Silent September on to Organisational October, Service and Celebration and Clean Water!

 September silence began with a Serge Ministry Team semi-annual meeting, where leaders from each geographic and a few cross-cutting topical areas meet with our US-based Executive Leadership Team to analyse current needs and opportunities and create rolling three-year strategies. Since some of our international work involves the risk of being disallowed from that person's country of work if associated with a faith-based NGO like Serge, we all avoid public pictures or current updates and practice silence . . . then after that week, we did a remote hike for a week as a real rest from work, then headed to California to care for Scott's mom, then back to NC/WV to be with my family for a wedding and "apple butter" making time together, stopping on the way to see Luke and Abby's first post-training "real" job and home. By the second week of October we were flying back to Uganda, a few days for key meet-ups in Kampala and then back to Bundibugyo almost a week ago. 

A bit of silent wilderness in September, above . . but to get there the path was indistinct and cloud-obscured (below) which seemed to picture this season for us perfectly. We are plodding in attempted service, and the cloud of God's presence on the mountain occasionally opens to glorious vistas but more typically calls us to keep going in the mist.


Back to Bundi

Reflecting on the month, the themes of service and celebration were entwined throughout. We served our Area and our mission as we spent hours in intricate discussions and analysis and prayer . . . AND we celebrated friendships whose depth plumbs work partnership and personal care for each other. We served our family by moving a beloved mother into a safer sociable senior apartment or by assisting with hosting and projects   . . . AND we celebrated the delight of a new marriage with dancing and toasts, or the traditions of Fall mountains with apples and stories. We served our decades-long colleagues and neighbours from Bundi by visits and counsel and meeting financial needs  . . . AND we celebrated another return to the home where the most significant joys of our lives have occurred.  A life of only service sounds like drudgery in a world so brimming with beauty, a life of only celebration sounds unrealistic in a world that hurts. As is usually the case, we don't blend the two for a lukewarm steady state. We step right into the places of need and right into the places of wonder. Both-and. 

  

My mom (above) in her home, and Scott's (below) in the courtyard just outside her new patio. Thankful they encourage us to keep serving, and we lament the cost of our absence to both of them.

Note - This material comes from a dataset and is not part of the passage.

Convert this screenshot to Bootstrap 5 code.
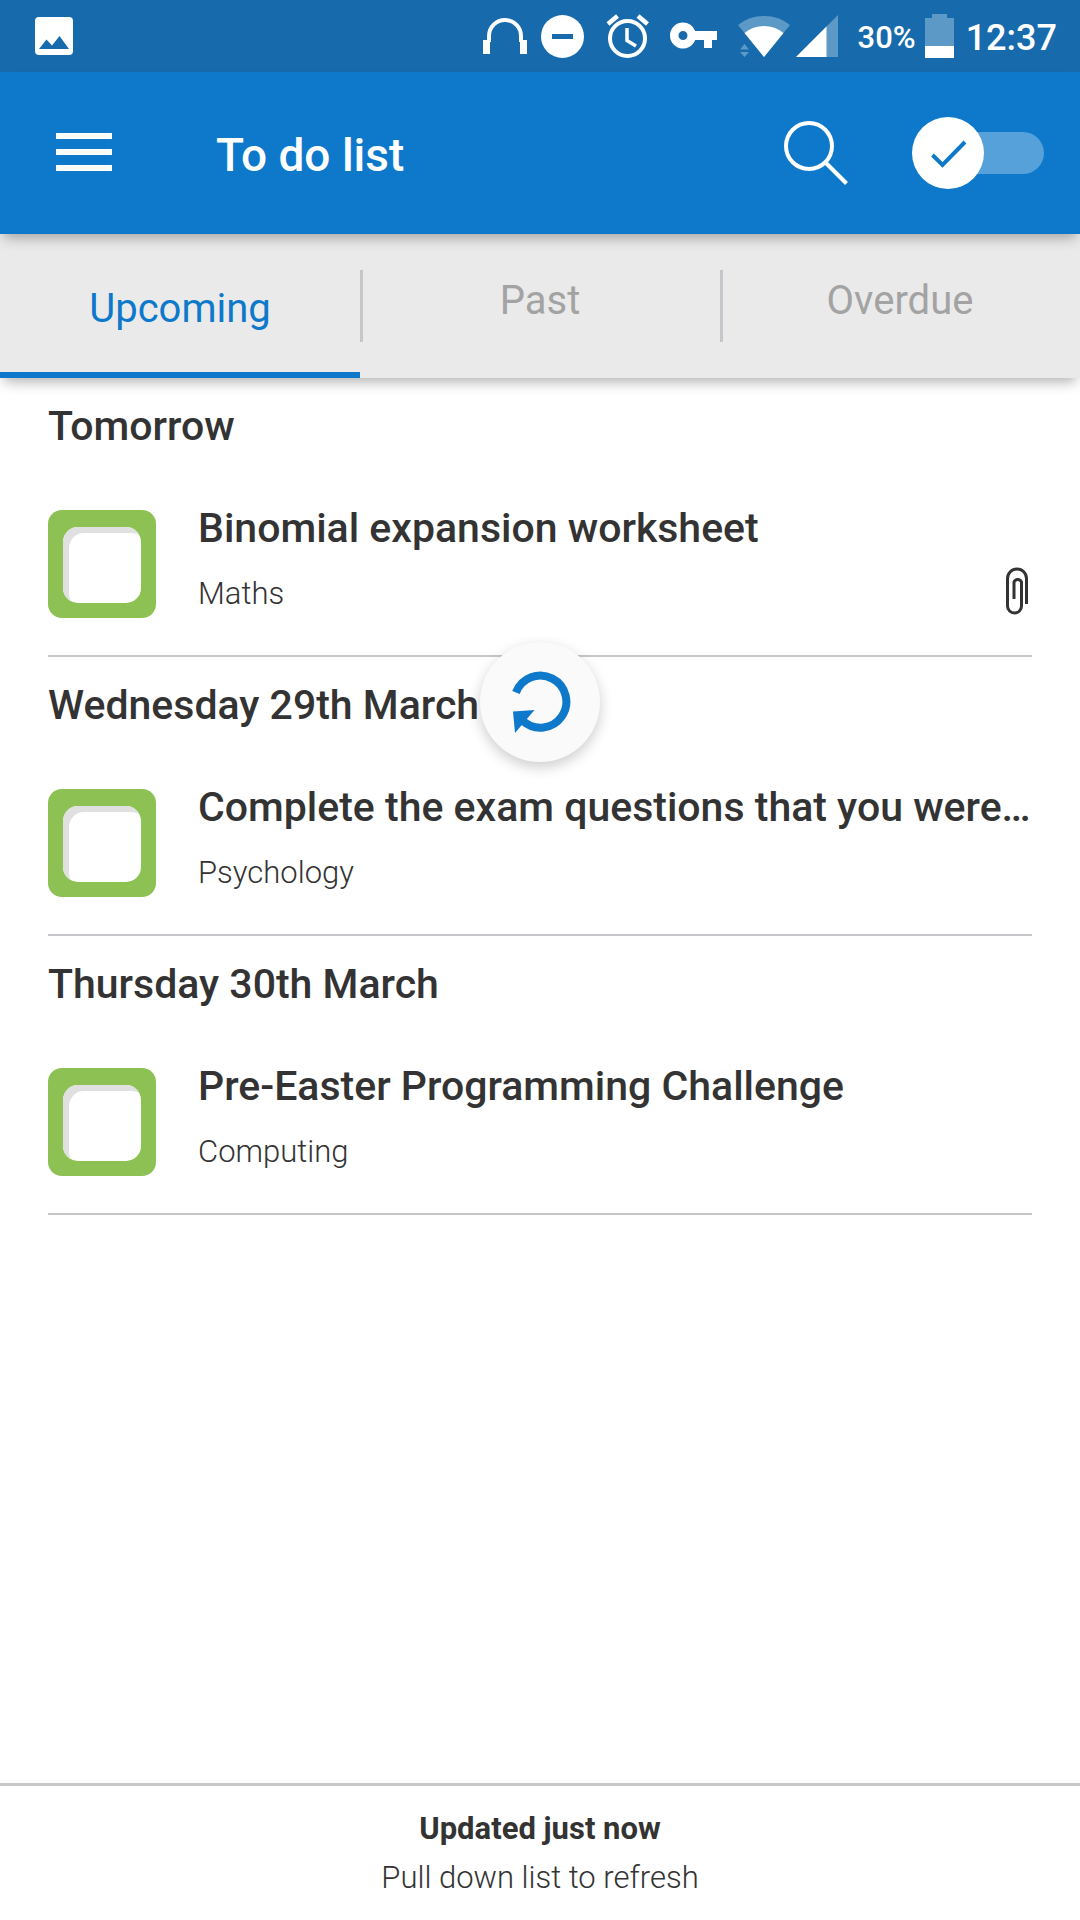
<!DOCTYPE html>
<html lang="en">
<head>
<meta charset="utf-8">
<meta name="viewport" content="width=device-width, initial-scale=1">
<title>To do list</title>
<link href="https://cdn.jsdelivr.net/npm/bootstrap@5.3.0/dist/css/bootstrap.min.css" rel="stylesheet">
<style>
  :root { --app-blue: #0e79cb; --app-line: #c7c7cb; --app-ink: #333; }
  body { font-family: Roboto, sans-serif; color: var(--app-ink); background: #fff; }
  svg { display: block; flex: none; }
  .medium { font-weight: 500; }

  .status-bar { height: 72px; padding: 0 23px 0 35px; background: #176bac; color: #fff; }
  .battery-text { font-size: 31px; line-height: 36px; margin: 0 9px 0 12px; padding-top: 3px; }
  .clock { font-size: 36px; line-height: 42px; margin-left: 12px; padding-top: 3px; }

  .app-bar { height: 162px; padding: 0 36px 0 56px; background: var(--app-blue); color: #fff; z-index: 3; }
  .drop-shade { box-shadow: 0 8px 12px -4px rgba(0, 0, 0, .3); position: relative; }
  .app-title { font-size: 46px; line-height: 52px; margin: 4px 0 0 104px; }
  .bare-btn { border: 0; background: none; padding: 0; color: inherit; }
  .done-switch { margin-left: 64px; cursor: pointer; }

  .tab-bar { height: 144px; background: #eaeaea; z-index: 2; }
  .tab-bar .nav-item + .nav-item { background: linear-gradient(var(--app-line), var(--app-line)) left center / 3px 72px no-repeat; }
  .tab-bar .nav-link { height: 100%; padding: 0 0 10px; border-radius: 0; color: #a3a3a3; font-size: 40px; line-height: 48px;
    display: flex; align-items: center; justify-content: center; }
  .tab-bar .nav-link.active { padding: 11px 0 0; color: var(--app-blue); border-bottom: 6px solid var(--app-blue); }

  .day-group { margin: 0 48px; border-bottom: 2px solid var(--app-line); padding-bottom: 37px; }
  .day-name { font-size: 41px; line-height: 48px; margin: 0; padding: 24px 0 60px; }
  .task-box { appearance: none; flex: none; width: 108px; height: 108px; margin: 0 42px 0 0; padding: 17px 15px 15px;
    border-radius: 14px; background: #8dc153; }
  .task-box::before { content: ""; display: block; height: 100%; border-radius: 15px; background: #fff;
    box-shadow: inset 6px 6px 0 #e0e0e0; }
  .task-box:checked::before { background: var(--app-blue); }
  .task-name { font-size: 41px; line-height: 48px; margin-top: -6px; }
  .task-subject { font-size: 31px; line-height: 36px; font-weight: 300; margin-top: 24px; }
  .clip-icon { margin-top: 15px; }

  .refresh-fab { position: absolute; left: 50%; top: 264px; translate: -50% 0; width: 120px; height: 120px;
    background: #fafafa; color: var(--app-blue); box-shadow: 0 5px 14px rgba(0, 0, 0, .2); }

  .sync-bar { border-top: 3px solid #c8c8ca; padding: 25px 0 24px; font-size: 31px; line-height: 36px; }
  .sync-hint { font-weight: 300; margin-top: 13px; }
</style>
</head>
<body>
<div class="d-flex flex-column min-vh-100">

  <div class="status-bar d-flex align-items-center">
    <svg width="38" height="38" viewBox="0 0 38 38" role="img" aria-label="Screenshot saved"><rect width="38" height="38" rx="4" fill="#fff"/><path d="M4 32 11.500 22.500 17 28.500 24.500 19 34 32Z" fill="#176bac"/></svg>
    <div class="d-flex align-items-center ms-auto">
      <svg width="56" height="72" viewBox="478 0 56 72" aria-hidden="true"><path d="M489 42V36a16 16 0 0 1 32 0v6" fill="none" stroke="#fff" stroke-width="4"/><path d="M483 40h7v14h-7zM520 40h7v14h-7z" fill="#fff"/></svg>
      <svg width="60" height="72" viewBox="534 0 60 72" aria-hidden="true"><circle cx="562.500" cy="36.500" r="21.500" fill="#fff"/><path d="M552 34h21v5h-21z" fill="#176bac"/></svg>
      <svg width="66" height="72" viewBox="594 0 66 72" aria-hidden="true" fill="none" stroke="#fff"><circle cx="627.500" cy="38.500" r="17.500" stroke-width="4"/><path d="M627 28v12.500l9 5.500" stroke-width="3.500"/><path d="M608 24l9.500-8M647.500 24l-9.500-8" stroke-width="4.500"/></svg>
      <svg width="68" height="72" viewBox="660 0 68 72" aria-hidden="true"><path fill="#fff" fill-rule="evenodd" d="M683 22.500a13 13 0 0 1 12.200 8.500H717v9h-5v8h-8v-8h-8.800A13 13 0 1 1 683 22.500Zm0 8.500a4.500 4.500 0 1 0 0 9a4.500 4.500 0 0 0 0-9Z"/></svg>
      <svg width="64" height="72" viewBox="728 0 64 72" aria-hidden="true"><path d="M764 57 738 25Q749 16 764 16T790 25Z" fill="#5d99c6"/><path d="M764 57 744.500 33Q753 26 764 26T783.500 33Z" fill="#fff"/><path d="M740 49.500 744.500 44 749 49.500ZM740 52 744.500 57 749 52Z" fill="#5d99c6"/></svg>
      <svg width="54" height="72" viewBox="792 0 54 72" aria-hidden="true"><path d="M796 57H838V15Z" fill="#5d99c6"/><path d="M796 57H826.500V26.500Z" fill="#fff"/></svg>
      <span class="battery-text medium">30%</span>
      <svg width="29" height="72" viewBox="925 0 29 72" aria-hidden="true"><path d="M925 18h7v-4h15v4h7v40h-29z" fill="#5d99c6"/><path d="M925 46h29v12h-29z" fill="#fff"/></svg>
      <span class="clock medium">12:37</span>
    </div>
  </div>

  <header class="app-bar drop-shade d-flex align-items-center">
    <button class="bare-btn" type="button" aria-label="Menu">
      <svg width="56" height="40" viewBox="0 0 56 40"><path d="M0 0h56v6H0zM0 16h56v6H0zM0 32h56v6H0z" fill="#fff"/></svg>
    </button>
    <h1 class="app-title medium">To do list</h1>
    <button class="bare-btn ms-auto" type="button" aria-label="Search">
      <svg width="64" height="64" viewBox="784 121 64 64" fill="none" stroke="#fff" stroke-width="4"><circle cx="809" cy="146" r="23"/><path d="M825.500 162.500 846.500 183.500"/></svg>
    </button>
    <div class="done-switch">
      <input class="visually-hidden" type="checkbox" role="switch" id="showDone">
      <label class="d-block" for="showDone" aria-label="Show completed">
        <svg width="132" height="72" viewBox="0 0 132 72"><rect x="30" y="15" width="102" height="42" rx="21" fill="#57a1da"/><circle cx="36" cy="36" r="36" fill="#fff"/><path d="M20.500 38 30.500 48 53 25" fill="none" stroke="#0e79cb" stroke-width="4"/></svg>
      </label>
    </div>
  </header>

  <ul class="tab-bar drop-shade nav nav-fill row g-0 flex-nowrap">
    <li class="nav-item col-4"><a class="nav-link active" href="#" aria-current="page">Upcoming</a></li>
    <li class="nav-item col-4"><a class="nav-link" href="#">Past</a></li>
    <li class="nav-item col-4"><a class="nav-link" href="#">Overdue</a></li>
  </ul>

  <main class="flex-grow-1 position-relative">
    <section class="day-group">
      <h2 class="day-name medium">Tomorrow</h2>
      <div class="task d-flex">
        <input class="task-box" type="checkbox" id="task1">
        <div class="flex-grow-1">
          <label class="task-name medium d-block text-nowrap" for="task1">Binomial expansion worksheet</label>
          <div class="d-flex justify-content-between">
            <div class="task-subject">Maths</div>
            <svg class="clip-icon" width="28" height="48" viewBox="1004 567 28 48" role="img" aria-label="Attachment" fill="none" stroke="#333" stroke-width="3"><path d="M1026.500 604V578.500a9.500 9.500 0 0 0-19 0V606a7 7 0 0 0 14 0V582a4 4 0 0 0-7.500 0V599"/></svg>
          </div>
        </div>
      </div>
    </section>
    <section class="day-group">
      <h2 class="day-name medium">Wednesday 29th March</h2>
      <div class="task d-flex">
        <input class="task-box" type="checkbox" id="task2">
        <div class="flex-grow-1">
          <label class="task-name medium d-block text-nowrap" for="task2">Complete the exam questions that you were…</label>
          <div class="task-subject">Psychology</div>
        </div>
      </div>
    </section>
    <section class="day-group">
      <h2 class="day-name medium">Thursday 30th March</h2>
      <div class="task d-flex">
        <input class="task-box" type="checkbox" id="task3">
        <div class="flex-grow-1">
          <label class="task-name medium d-block text-nowrap" for="task3">Pre-Easter Programming Challenge</label>
          <div class="task-subject">Computing</div>
        </div>
      </div>
    </section>
    <button class="refresh-fab bare-btn rounded-circle d-flex align-items-center justify-content-center" type="button" aria-label="Refresh">
      <svg width="64" height="64" viewBox="507 670 64 64"><path d="M515 692.500A26 26 0 1 1 522 721" fill="none" stroke="currentColor" stroke-width="8"/><path d="M512 711.500 533.500 710 514 733Z" fill="currentColor"/></svg>
    </button>
  </main>

  <footer class="sync-bar text-center">
    <div class="fw-bold">Updated just now</div>
    <div class="sync-hint">Pull down list to refresh</div>
  </footer>
</div>
<script src="https://cdn.jsdelivr.net/npm/bootstrap@5.3.0/dist/js/bootstrap.bundle.min.js"></script>
</body>
</html>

Yesterday those two threads braided in a supervisory visit to the Mabere Water Project, the gravity-flow clean water scheme that Josh worked tirelessly to create over the last few years. The bulk of the work was done by May when we last hiked up, before Josh left. But over the summer, floods and a landslide damaged the intake, and slowed down the last steps of installing taps and meters. Our mission engineer Tembo has been working the last few months to tie up many of the loose ends, and since we have pretty much used up all the funding, we were hopeful that the project would be functional even if not quite finished. Service, for sure, in the many steep and strenuous miles we've climbed only a handful of times but Josh, Tembo and team had repeatedly scaled with bags of cement, massive wrenches, rolls of pipe. I felt every minute of my years and every deficit of my brain trying to balance and breathe on the narrow uneven paths. Generally these days, when people are unreached by a basic life service like clean water, there is a reason. It's hard to get there. And yet celebration, too. While we watched, Tembo opened the gate valve that lets water flow into the four rock-and-sand filtration tanks and then into the main holding tank, from which it flows down hill to 9 small tanks and 13 taps, to serve 1500 people, homes and schools. It worked. Yes, we had a thunderstorm break out in fury as we started back down, and lost footing in the mud several times, and it's taken hours to clean up and recover. But service and celebration in Mabere joined, as Psalm 85 so poetically puts it, righteousness and peace have kissed. A few crucial community responsibility and maintenance steps should lead to the final completion by December.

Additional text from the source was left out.